Most classes get a couple of chances to harvest greens for the food bank during their garden class time. This is another activity that reinforces our social justice focus at Orca. This can also help take the cultural stigma out of poverty & the fact that some folks need help sometimes. We have an amazing relationship with the Rainier Valley Food Bank that involves canned & packaged food donations and our incredible greens & produce also.
Greens love this cold weather and our garden is still pumping out rainbow chard, dino kale, russian red kale, and collards.
The “closing down” of the garden for the season is always a yearly highlight that gets kids active and engaged in the garden. They get to stomp around in the soil harvesting the last of the goodies still there AND help tear it all down for the winter. Today they cycled through 4 activities.

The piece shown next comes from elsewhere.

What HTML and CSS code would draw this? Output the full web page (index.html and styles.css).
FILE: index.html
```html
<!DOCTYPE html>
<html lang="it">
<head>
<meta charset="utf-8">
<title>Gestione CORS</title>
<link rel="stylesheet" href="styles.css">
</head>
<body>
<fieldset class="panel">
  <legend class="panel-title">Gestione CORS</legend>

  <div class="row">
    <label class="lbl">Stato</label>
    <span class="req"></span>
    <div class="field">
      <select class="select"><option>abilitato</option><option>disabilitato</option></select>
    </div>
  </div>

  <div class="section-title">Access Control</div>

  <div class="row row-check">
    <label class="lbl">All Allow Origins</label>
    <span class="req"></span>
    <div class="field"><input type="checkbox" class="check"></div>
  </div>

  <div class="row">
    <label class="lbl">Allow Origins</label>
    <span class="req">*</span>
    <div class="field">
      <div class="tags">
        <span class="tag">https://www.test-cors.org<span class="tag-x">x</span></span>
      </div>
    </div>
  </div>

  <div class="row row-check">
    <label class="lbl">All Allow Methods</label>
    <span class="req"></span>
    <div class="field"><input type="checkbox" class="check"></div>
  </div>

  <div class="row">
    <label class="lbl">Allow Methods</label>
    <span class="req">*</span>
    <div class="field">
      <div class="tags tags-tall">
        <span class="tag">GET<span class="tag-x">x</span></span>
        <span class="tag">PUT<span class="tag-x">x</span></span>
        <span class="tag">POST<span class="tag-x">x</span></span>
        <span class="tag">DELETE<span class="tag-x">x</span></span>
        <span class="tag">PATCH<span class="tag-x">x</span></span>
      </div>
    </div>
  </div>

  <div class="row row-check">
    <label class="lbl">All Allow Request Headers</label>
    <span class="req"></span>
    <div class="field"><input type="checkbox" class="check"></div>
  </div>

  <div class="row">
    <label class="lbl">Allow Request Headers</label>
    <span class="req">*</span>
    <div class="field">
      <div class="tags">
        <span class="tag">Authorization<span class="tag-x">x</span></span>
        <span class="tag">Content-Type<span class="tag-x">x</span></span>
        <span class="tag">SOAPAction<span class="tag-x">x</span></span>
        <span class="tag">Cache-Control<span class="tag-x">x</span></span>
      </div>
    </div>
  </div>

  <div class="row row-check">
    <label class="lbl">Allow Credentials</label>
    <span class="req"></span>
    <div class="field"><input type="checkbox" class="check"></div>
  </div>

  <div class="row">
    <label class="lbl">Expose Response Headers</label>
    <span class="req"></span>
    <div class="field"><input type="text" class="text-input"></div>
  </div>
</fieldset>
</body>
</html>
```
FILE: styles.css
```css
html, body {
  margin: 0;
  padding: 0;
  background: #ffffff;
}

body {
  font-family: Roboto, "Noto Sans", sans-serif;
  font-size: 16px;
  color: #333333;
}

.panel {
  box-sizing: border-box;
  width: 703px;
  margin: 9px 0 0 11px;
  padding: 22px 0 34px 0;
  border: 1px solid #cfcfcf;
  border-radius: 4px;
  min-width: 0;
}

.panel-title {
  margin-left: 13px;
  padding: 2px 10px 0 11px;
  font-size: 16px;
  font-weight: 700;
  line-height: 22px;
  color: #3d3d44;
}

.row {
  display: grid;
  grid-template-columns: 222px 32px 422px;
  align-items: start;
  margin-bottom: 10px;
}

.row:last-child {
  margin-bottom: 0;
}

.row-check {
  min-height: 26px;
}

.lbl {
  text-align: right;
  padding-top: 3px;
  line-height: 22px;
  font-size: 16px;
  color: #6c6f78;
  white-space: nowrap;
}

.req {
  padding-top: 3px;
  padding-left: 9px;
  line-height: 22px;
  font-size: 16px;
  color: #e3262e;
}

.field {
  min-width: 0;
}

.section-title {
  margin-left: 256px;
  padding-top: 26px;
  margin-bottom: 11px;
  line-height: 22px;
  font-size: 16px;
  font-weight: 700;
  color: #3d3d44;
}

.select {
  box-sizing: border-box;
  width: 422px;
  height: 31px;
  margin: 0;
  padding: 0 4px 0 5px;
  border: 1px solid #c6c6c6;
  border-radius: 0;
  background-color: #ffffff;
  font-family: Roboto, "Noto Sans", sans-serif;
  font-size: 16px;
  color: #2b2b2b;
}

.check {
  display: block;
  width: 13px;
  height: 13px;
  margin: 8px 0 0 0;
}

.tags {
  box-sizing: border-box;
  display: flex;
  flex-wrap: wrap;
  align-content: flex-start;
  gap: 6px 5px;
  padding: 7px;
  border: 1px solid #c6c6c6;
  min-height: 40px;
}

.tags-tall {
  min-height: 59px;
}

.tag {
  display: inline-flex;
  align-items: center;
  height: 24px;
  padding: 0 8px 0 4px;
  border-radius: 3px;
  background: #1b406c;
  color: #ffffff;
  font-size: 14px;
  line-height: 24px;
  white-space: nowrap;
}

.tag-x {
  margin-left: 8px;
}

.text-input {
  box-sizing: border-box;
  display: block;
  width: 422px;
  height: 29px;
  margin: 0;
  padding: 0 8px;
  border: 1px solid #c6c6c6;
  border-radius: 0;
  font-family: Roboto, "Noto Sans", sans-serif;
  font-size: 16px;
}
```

1. Tearing out calendula and nastertium plants
2. Chopping of the plants into compost
3. Harvesting potatoes
4. Harvesting mint for mint tea this winter (and drinking some before washing our own cups!)

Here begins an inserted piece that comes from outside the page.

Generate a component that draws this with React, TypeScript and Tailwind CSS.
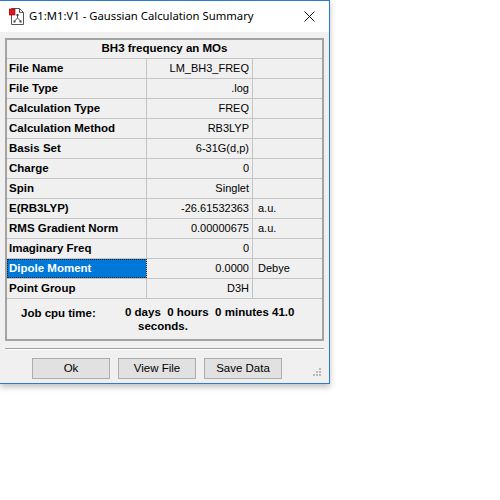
import React from 'react';

type Row = {
  label: string;
  value: string;
  unit?: string;
  selected?: boolean;
};

const rows: Row[] = [
  { label: 'File Name', value: 'LM_BH3_FREQ' },
  { label: 'File Type', value: '.log' },
  { label: 'Calculation Type', value: 'FREQ' },
  { label: 'Calculation Method', value: 'RB3LYP' },
  { label: 'Basis Set', value: '6-31G(d,p)' },
  { label: 'Charge', value: '0' },
  { label: 'Spin', value: 'Singlet' },
  { label: 'E(RB3LYP)', value: '-26.61532363', unit: 'a.u.' },
  { label: 'RMS Gradient Norm', value: '0.00000675', unit: 'a.u.' },
  { label: 'Imaginary Freq', value: '0' },
  { label: 'Dipole Moment', value: '0.0000', unit: 'Debye', selected: true },
  { label: 'Point Group', value: 'D3H' },
];

const sans = "font-['Liberation_Sans',Arial,sans-serif]";

const AppIcon = () => (
  <svg width="16" height="17" viewBox="0 0 16 17" className="shrink-0">
    {/* page with folded corner */}
    <path d="M2.5 0.5 H10.5 L14.5 4.5 V16.5 H2.5 Z" fill="#fff" stroke="#555" strokeWidth="1" />
    <path d="M10.5 0.5 V4.5 H14.5" fill="none" stroke="#555" strokeWidth="1" />
    {/* molecule tree */}
    <path d="M8.5 7 V10 M8.5 10 L5.5 13 M8.5 10 L11.5 13" stroke="#555" strokeWidth="1" fill="none" />
    <rect x="7.5" y="6" width="2" height="2" fill="#444" />
    <rect x="4.5" y="12.5" width="2" height="2" fill="#444" />
    <rect x="10.5" y="12.5" width="2" height="2" fill="#444" />
    {/* red marker */}
    <rect x="0" y="1" width="6" height="6" fill="#e8141b" stroke="#8a0b0e" strokeWidth="0.6" />
  </svg>
);

const WinButton = ({ children }: { children: React.ReactNode }) => (
  <button className="h-[21px] w-[78px] border border-[#adadad] bg-[#e1e1e1] text-[11.5px] text-black">
    {children}
  </button>
);

export default function App() {
  return (
    <div className={`h-[500px] w-[500px] bg-white ${sans}`}>
      <div className="flex h-[384px] w-[330px] flex-col border-t border-r border-b border-[#2b7bd4] shadow-[0_3px_6px_rgba(0,0,0,0.25)]">
        {/* title bar */}
        <div className="flex h-[31px] items-center bg-white pl-[9px] pr-[10px]">
          <AppIcon />
          <span className="ml-[4px] font-['Noto_Sans',sans-serif] text-[11.3px] text-black">
            G1:M1:V1 - Gaussian Calculation Summary
          </span>
          <span className="ml-auto mr-[3px] flex h-[14px] w-[14px] items-center justify-center">
            <svg width="11" height="11" viewBox="0 0 11 11">
              <path d="M0.5 0.5 L10.5 10.5 M10.5 0.5 L0.5 10.5" stroke="#111" strokeWidth="1" />
            </svg>
          </span>
        </div>

        {/* body */}
        <div className="relative flex flex-1 flex-col bg-[#f0f0f0] px-[5px] pt-[6px]">
          <div className="border-2 border-[#a3a3a3] bg-[#f0f0f0]">
            <div className="flex h-[19px] items-center justify-center border-b border-[#c4c4c4] text-[11.5px] font-bold text-black">
              BH3 frequency an MOs
            </div>
            {rows.map(row => (
              <div
                key={row.label}
                className="grid h-[20px] grid-cols-[140px_106px_1fr] border-b border-[#c4c4c4] text-black"
              >
                <div
                  className={`flex items-center border-r border-[#c4c4c4] pl-[2px] text-[11.5px] font-bold ${
                    row.selected ? 'bg-[#0078d7] text-white outline-1 -outline-offset-1 outline-dotted outline-[#222]' : ''
                  }`}
                >
                  {row.label}
                </div>
                <div className="flex items-center justify-end border-r border-[#c4c4c4] pr-[3px] text-[11px]">
                  {row.value}
                </div>
                <div className="flex items-center pl-[5px] text-[11px]">{row.unit}</div>
              </div>
            ))}
            <div className="flex h-[40px] pt-[6px] text-[11.5px] font-bold text-black">
              <div className="w-[118px] pl-[14px]">Job cpu time:</div>
              <div className="flex flex-col leading-[14px]">
                <span className="whitespace-pre">0 days  0 hours  0 minutes 41.0</span>
                <span className="pl-[13px]">seconds.</span>
              </div>
            </div>
          </div>

          {/* etched separator */}
          <div className="mt-[7px] border-t border-b border-t-[#a0a0a0] border-b-white" />

          <div className="mt-[8px] flex gap-[8px] pl-[27px]">
            <WinButton>Ok</WinButton>
            <WinButton>View File</WinButton>
            <WinButton>Save Data</WinButton>
          </div>

          {/* size grip */}
          <svg width="8" height="8" viewBox="0 0 8 8" className="absolute bottom-[7px] right-[8px]">
            <rect x="6" y="0" width="2" height="2" fill="#b8b8b8" />
            <rect x="3" y="3" width="2" height="2" fill="#b8b8b8" />
            <rect x="6" y="3" width="2" height="2" fill="#b8b8b8" />
            <rect x="0" y="6" width="2" height="2" fill="#b8b8b8" />
            <rect x="3" y="6" width="2" height="2" fill="#b8b8b8" />
            <rect x="6" y="6" width="2" height="2" fill="#b8b8b8" />
          </svg>
        </div>
      </div>
    </div>
  );
}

Alright- we don’t grow fish or seaweed, so what are we thinking? Well I think that using local and home grown foods as substitutions in favorite foods is a great plan for increasing our food security and enacting a more sustainable food system.

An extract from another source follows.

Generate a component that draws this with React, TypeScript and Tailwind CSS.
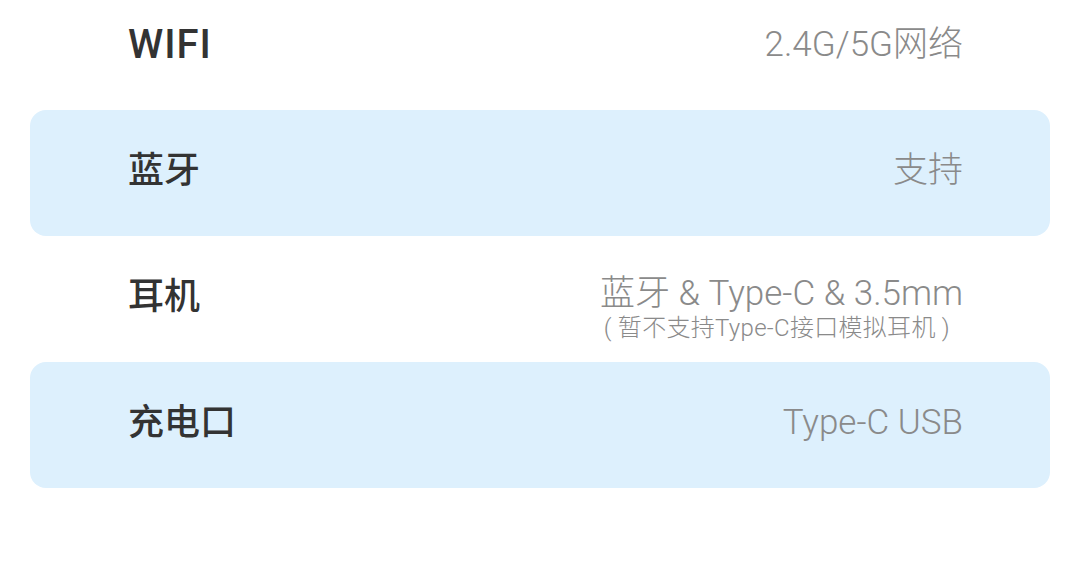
import React from 'react';

type Spec = {
  label: string;
  value: string;
  note?: string;
  shaded?: boolean;
};

const specs: Spec[] = [
  { label: 'WIFI', value: '2.4G/5G网络' },
  { label: '蓝牙', value: '支持', shaded: true },
  { label: '耳机', value: '蓝牙 & Type-C & 3.5mm', note: '( 暂不支持Type-C接口模拟耳机 )' },
  { label: '充电口', value: 'Type-C USB', shaded: true },
];

const font = { fontFamily: 'Roboto, "Noto Sans CJK SC", sans-serif' };

const App: React.FC = () => {
  return (
    <div className="w-[1080px] h-[576px] bg-white overflow-hidden" style={font}>
      <div className="-mt-[16px] px-[30px] flex flex-col">
        {specs.map((s) => (
          <div
            key={s.label}
            className={`h-[126px] flex items-center justify-between pl-[98px] pr-[87px] rounded-[16px] ${
              s.shaded ? 'bg-[#ddf0fd]' : ''
            }`}
          >
            <div
              className={`font-medium text-[#333333] leading-[40px] -mt-[4px] ${
                s.label === 'WIFI' ? 'text-[40px] tracking-[1px]' : 'text-[36px]'
              }`}
            >
              {s.label}
            </div>
            <div className={`flex flex-col items-end ${s.note ? 'mt-[18px]' : '-mt-[4px]'}`}>
              <div className="text-[35px] font-light text-[#8a8a8a] leading-[40px]">{s.value}</div>
              {s.note && (
                <div className="text-[24px] font-light text-[#8a8a8a] leading-[28px] mr-[13px] tracking-[0.3px]">
                  {s.note}
                </div>
              )}
            </div>
          </div>
        ))}
      </div>
    </div>
  );
};

export default App;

So we wrapped our rice and homegrown carrots in chard and kale and VOILA- Orca Sushi. I picked up some daikon radish, rice vinegar, and soy sauce for some added flavor. Students brought the recipes home to share and a student even showed me their lunch yesterday w/ chard sushi they made at home!!
Well we have just powered through another amazing harvest festival- where we celebrate the end of the gardening season and all the things we are thankful for. This is a great school community event full of fun activities related to gardening and food. We brought out our infamous cider press and got to juicin’. Thank you to all the parental volunteers who REALLY made this event happen- you’re awesome! We had so many activities because of all their talents and hard work- fresh waffles from scratch, tamale making, lavender sache’s, herbal tea bags, pumpkin ring toss, and the fabulous leaf crowns.
The potluck food was great and all the cinnamon and pumpkin flavored foods had the greenhouse smelling delightful.
It was great to see all the parents and family members coming by too.
Why not use a free, organic, local resource to help protect our garden this Winter? Mulching protects against frost, snow, & ice, while also retaining moisture and keeping down weeds. The leaves were in abundance here and we collected them with an Orca fervor and a passionate quest for sustainability.
I’m not the biggest fan of rewards, but……How about a carrot for all that hard work piling and mulching? Sounds fair!
What better way to explore fresh, local, organic food than to harvest, cook, and eat some soup from the garden?
The deliciousness kept coming as students asked for seconds and thirds of that infamous Orca soup. What’s the secret? Tons o’ veggies from the garden, lots o’ love, and a few bouillon cubes (we don’t want to ruin a soup experience with a watery taste!).
We really get a chance to explore so many different areas of study- local food systems, nutrition, science, and art. These diversified subjects help keep lessons & concepts dynamic and interesting. Local & organic Orca soup helps keep us warm on these cold fall days also.